Strict Passive House regulations pose challenges for developers
Canada’s first airtight highrise would need expensive, imported materials and represent a steep learning curve
It will be a challenge to build the world’s tallest passive-house towers, admits developer Kevin Cheung, who has submitted a rezoning bid for two such highrises in Vancouver’s West End.
Based on requirements developed by Germany’s Passive House Institute, a passive structure must meet rigorous building standards that significantly improve energy efficiency, with up to a 90 per cent reduction in energy use. Theoretically, the standard can be applied to any building type, but in Canada it has so far been restricted to detached houses and low-rise buildings.

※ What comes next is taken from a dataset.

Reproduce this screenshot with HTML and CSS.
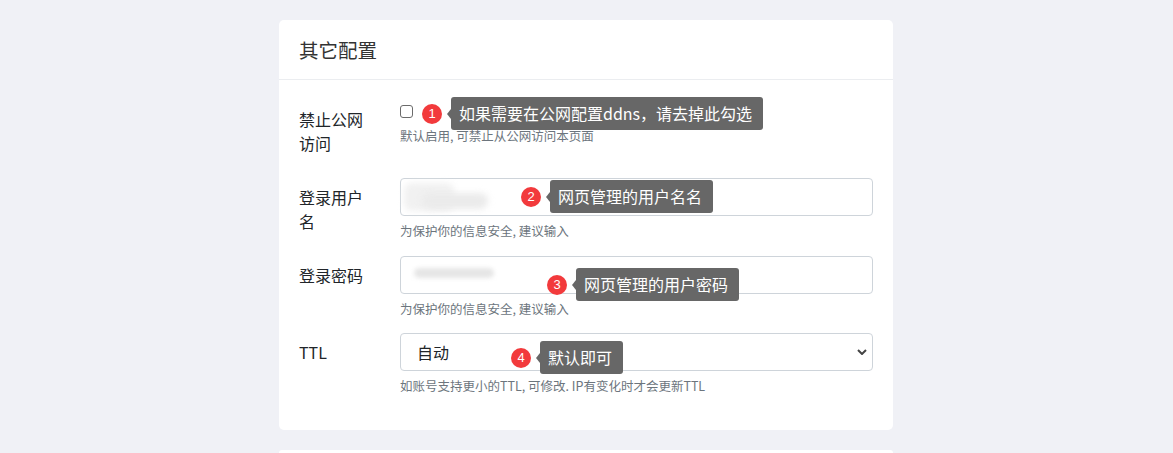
FILE: index.html
```html
<!DOCTYPE html>
<html lang="zh-CN">
<head>
<meta charset="utf-8">
<title>其它配置</title>
<link rel="stylesheet" href="styles.css">
</head>
<body>
<div class="page">
  <div class="card">
    <div class="card-header">其它配置</div>
    <div class="card-body">
      <div class="row">
        <label class="row-label">禁止公网访问</label>
        <div class="row-control">
          <div class="check-line"><input type="checkbox" class="check"></div>
          <div class="help help-tight">默认启用, 可禁止从公网访问本页面</div>
          <div class="annot annot-1"><span class="badge">1</span><span class="tip">如果需要在公网配置ddns，请去掉此勾选</span></div>
        </div>
      </div>
      <div class="row">
        <label class="row-label">登录用户名</label>
        <div class="row-control">
          <input type="text" class="field">
          <span class="blur blur-user"></span>
          <span class="blur blur-user2"></span>
          <div class="help">为保护你的信息安全, 建议输入</div>
          <div class="annot annot-2"><span class="badge">2</span><span class="tip">网页管理的用户名名</span></div>
        </div>
      </div>
      <div class="row row-tight">
        <label class="row-label">登录密码</label>
        <div class="row-control">
          <input type="text" class="field">
          <span class="blur blur-pass"></span>
          <div class="help">为保护你的信息安全, 建议输入</div>
          <div class="annot annot-3"><span class="badge">3</span><span class="tip">网页管理的用户密码</span></div>
        </div>
      </div>
      <div class="row">
        <label class="row-label">TTL</label>
        <div class="row-control">
          <select class="field select"><option>自动</option></select>
          <div class="help">如账号支持更小的TTL, 可修改. IP有变化时才会更新TTL</div>
          <div class="annot annot-4"><span class="badge">4</span><span class="tip">默认即可</span></div>
        </div>
      </div>
    </div>
  </div>
  <div class="card card-next"></div>
</div>
</body>
</html>
```
FILE: styles.css
```css
html, body {
  margin: 0;
  padding: 0;
  background: #f0f1f6;
  font-family: "Noto Sans CJK SC", "Noto Sans", sans-serif;
  color: #212529;
  overflow: hidden;
}
.page {
  width: 614px;
  margin: 0 auto 0 279px;
  padding-top: 20px;
  display: flex;
  flex-direction: column;
  gap: 20px;
}
.card {
  background: #fff;
  border-radius: 5px;
}
.card-header {
  height: 59px;
  display: flex;
  align-items: center;
  padding: 0 20px;
  font-size: 19.5px;
  color: #333;
  border-bottom: 1px solid #ebedf0;
}
.card-body {
  padding: 20px 20px 20px;
}
.row {
  display: grid;
  grid-template-columns: 101px 1fr;
  margin-bottom: 16px;
}
.row-tight {
  margin-bottom: 15px;
}
.row:last-child {
  margin-bottom: 15px;
}
.row-label {
  padding: 7px 26px 7px 0;
  font-size: 16px;
  line-height: 24px;
  color: #212529;
}
.row-control {
  position: relative;
}
.check-line {
  height: 22px;
}
.check {
  appearance: none;
  -webkit-appearance: none;
  display: block;
  width: 13px;
  height: 13px;
  margin: 5px 0 0 0;
  border: 1px solid #6b6b6b;
  border-radius: 3px;
  background: #fff;
  box-sizing: border-box;
}
.field {
  display: block;
  box-sizing: border-box;
  width: 100%;
  height: 38px;
  margin: 0;
  padding: 0 16px;
  border: 1px solid #ced4da;
  border-radius: 4px;
  background: #fff;
  font-family: inherit;
  font-size: 16px;
  color: #212529;
  outline: none;
}
.select {
  appearance: none;
  -webkit-appearance: none;
  padding-left: 16px;
  background-image: url("data:image/svg+xml,%3csvg xmlns='http://www.w3.org/2000/svg' viewBox='0 0 10 6'%3e%3cpath d='M1 1l4 4 4-4' fill='none' stroke='%23444' stroke-width='2'/%3e%3c/svg%3e");
  background-repeat: no-repeat;
  background-position: right 5px center;
  background-size: 10px 6px;
}
.help {
  margin-top: 6px;
  font-size: 12.5px;
  line-height: 18px;
  color: #6c757d;
  white-space: nowrap;
}
.help-tight {
  margin-top: 0;
}
.blur {
  position: absolute;
  display: block;
  border-radius: 8px;
}
.blur-user {
  left: 4px;
  top: 5px;
  width: 50px;
  height: 28px;
  background: #f1f1f1;
  filter: blur(3px);
}
.blur-user2 {
  left: 22px;
  top: 15px;
  width: 66px;
  height: 16px;
  background: #ebebeb;
  filter: blur(3px);
}
.blur-pass {
  left: 14px;
  top: 12px;
  width: 80px;
  height: 10px;
  background: #e6e6e6;
  filter: blur(2px);
}
.annot {
  position: absolute;
  display: flex;
  align-items: center;
  white-space: nowrap;
}
.annot-1 { left: 22px; top: -3px; }
.annot-2 { left: 121px; top: 2px; }
.annot-3 { left: 147px; top: 12px; }
.annot-4 { left: 111px; top: 8px; }
.badge {
  width: 20px;
  height: 20px;
  border-radius: 50%;
  background: #f23a3c;
  color: #fff;
  font-family: "Liberation Sans", "Noto Sans", sans-serif;
  font-size: 13px;
  line-height: 20px;
  text-align: center;
}
.tip {
  position: relative;
  margin-left: 9px;
  height: 33px;
  padding: 0 11px 0 8px;
  background: #676767;
  color: #fff;
  font-size: 16px;
  line-height: 33px;
  border-radius: 3px;
}
.tip::before {
  content: "";
  position: absolute;
  left: -4px;
  top: 50%;
  margin-top: -5px;
  border-top: 5px solid transparent;
  border-bottom: 5px solid transparent;
  border-right: 4px solid #676767;
}
.card-next {
  height: 3px;
  border-radius: 5px 5px 0 0;
}
```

If rezoning is successful, Landa Global Properties and Asia Standard Americas will build two condominium towers of 43 and 48 storeys to passive-house standards at 1400 Alberni Street. The tallest passive structure is a twin-tower project with 28 and 31 storeys, located in Bilbao, Spain.

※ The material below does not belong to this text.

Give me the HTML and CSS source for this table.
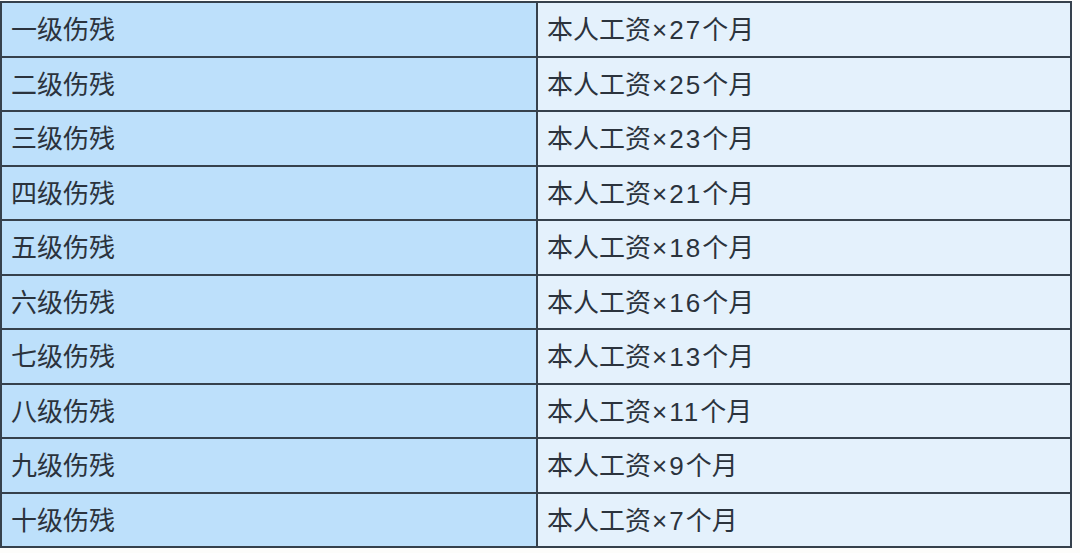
FILE: index.html
```html
<!DOCTYPE html>
<html lang="zh">
<head>
<meta charset="utf-8">
<link rel="stylesheet" href="styles.css">
</head>
<body>
<div class="wrap">
<table class="grade">
<colgroup><col class="c1"><col class="c2"></colgroup>
<tbody>
<tr><td class="lvl">一级伤残</td><td class="pay">本人工资<span class="mul">×27</span>个月</td></tr>
<tr><td class="lvl">二级伤残</td><td class="pay">本人工资<span class="mul">×25</span>个月</td></tr>
<tr><td class="lvl">三级伤残</td><td class="pay">本人工资<span class="mul">×23</span>个月</td></tr>
<tr><td class="lvl">四级伤残</td><td class="pay">本人工资<span class="mul">×21</span>个月</td></tr>
<tr><td class="lvl">五级伤残</td><td class="pay">本人工资<span class="mul">×18</span>个月</td></tr>
<tr><td class="lvl">六级伤残</td><td class="pay">本人工资<span class="mul">×16</span>个月</td></tr>
<tr><td class="lvl">七级伤残</td><td class="pay">本人工资<span class="mul">×13</span>个月</td></tr>
<tr><td class="lvl">八级伤残</td><td class="pay">本人工资<span class="mul">×11</span>个月</td></tr>
<tr><td class="lvl">九级伤残</td><td class="pay">本人工资<span class="mul">×9</span>个月</td></tr>
<tr><td class="lvl">十级伤残</td><td class="pay">本人工资<span class="mul">×7</span>个月</td></tr>
</tbody>
</table>
</div>
</body>
</html>
```

FILE: styles.css
```css
html, body {
  margin: 0;
  padding: 0;
  background: #fdfdfb;
}
.wrap {
  padding: 1px 0 0 0;
}
.grade {
  border-collapse: collapse;
  width: 1072px;
  height: 547px;
  table-layout: fixed;
  font-family: "Liberation Sans", "Noto Sans CJK SC", sans-serif;
  font-size: 26px;
  color: #2b333d;
}
.grade .c1 {
  width: 536px;
}
.grade td {
  border: 2px solid #36414c;
  padding: 2px 0 0 9px;
  vertical-align: middle;
  white-space: nowrap;
  line-height: 1;
}
.grade .lvl {
  background: #bde0fb;
}
.grade .pay {
  background: #e4f1fc;
}
.grade .mul {
  margin-left: 1px;
  letter-spacing: 2px;
}
```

Cheung, CEO of Landa, said the towers would be the first passive-structures the company has ever built. Landa is currently completing three traditional condo towers in Metro Vancouver and is an active developer in Shanghai.
“There are challenges in this new territory,” Cheung said, as it relates to building a highrise to airtight passive standards. Cheung said the towers – designed by New York-based Robert A.M. Stern Architects with Vancouver’s MCM Partnership – uniquely fit Vancouver, which is aiming to have all new building produce zero emissions by 2030 as it vies to become the greenest city on the planet.
Cheung said some building materials, including high-performance windows and special insulation, would initially have to be imported from Europe. Local construction workers would likely require training in passive-house building techniques.
“There will be some extra costs involved,” he said.
The towers could have up to 30 per cent fewer windows than a conventional Vancouver condo tower. The passive-standard insulation levels also require much thicker walls, which would reduce the amount of living space in the tower condos, Cheung said.
He was uncertain whether the towers would have concrete balconies, which allow some heat to escape from a building and are discouraged under the City of Vancouver zero-emissions bylaw that came into effect for all new buildings on May 1.
The new towers will not be equipped for conventional natural gas heating, which is outlawed under the city’s new bylaw. Cheung suggested that some form of ground-source heat pump may be used. The towers would also require mechanical ventilation, which may exhaust into a central storage stack, he said.
“These types of buildings are the future, and we want to be at the cutting edge of that shift,” Cheung said. “While they are more complicated to build, we are looking forward to being pioneers and creating prototypes for a lot of equipment that doesn’t yet exist. We believe we can be leaders in zero-emission building development and design, and pave the way for other projects like this in future.”
To build to Vancouver’s zero-emissions bylaw alone adds an estimated $10,000 to the average cost of a new highrise condo, according to Anne McMullin, president and CEO of the Urban Development Institute, Pacific region. It is expected that building condo towers to passive standard would cost even more, at least initially.
Currently, according to the institute, the selling price of a new highrise condominium in downtown Vancouver ranges from $1,500 to $2,500 per square foot.
Landa’s rezoning application appears to be a slam dunk based on the city’s reaction to its passive-house proposal.
“The city is excited to see industry leaders like Landa Global Properties and Asia Standard take on such an innovative project,” said Gil Kelley, general manager of planning, urban design and sustainability for the City of Vancouver.
“There will be tremendous value for the trades, manufacturers, designers, builders and developers to learn and find innovative solutions to see these towers built to the passive-house standard. And those solutions will translate into better and healthier homes for the families who will occupy them. We hope to have all new buildings produce zero carbon pollution by 2030, and this project will help us realize that goal.”
The Alberni Street site is currently home to an old 128-unit apartment building and an adjacent office building that Landa and Asia Standard bought for $160 million in 2016. Cheung expects to receive rezoning and other city approvals within 18 months and for the world’s tallest passive-house condo towers to open in 2022.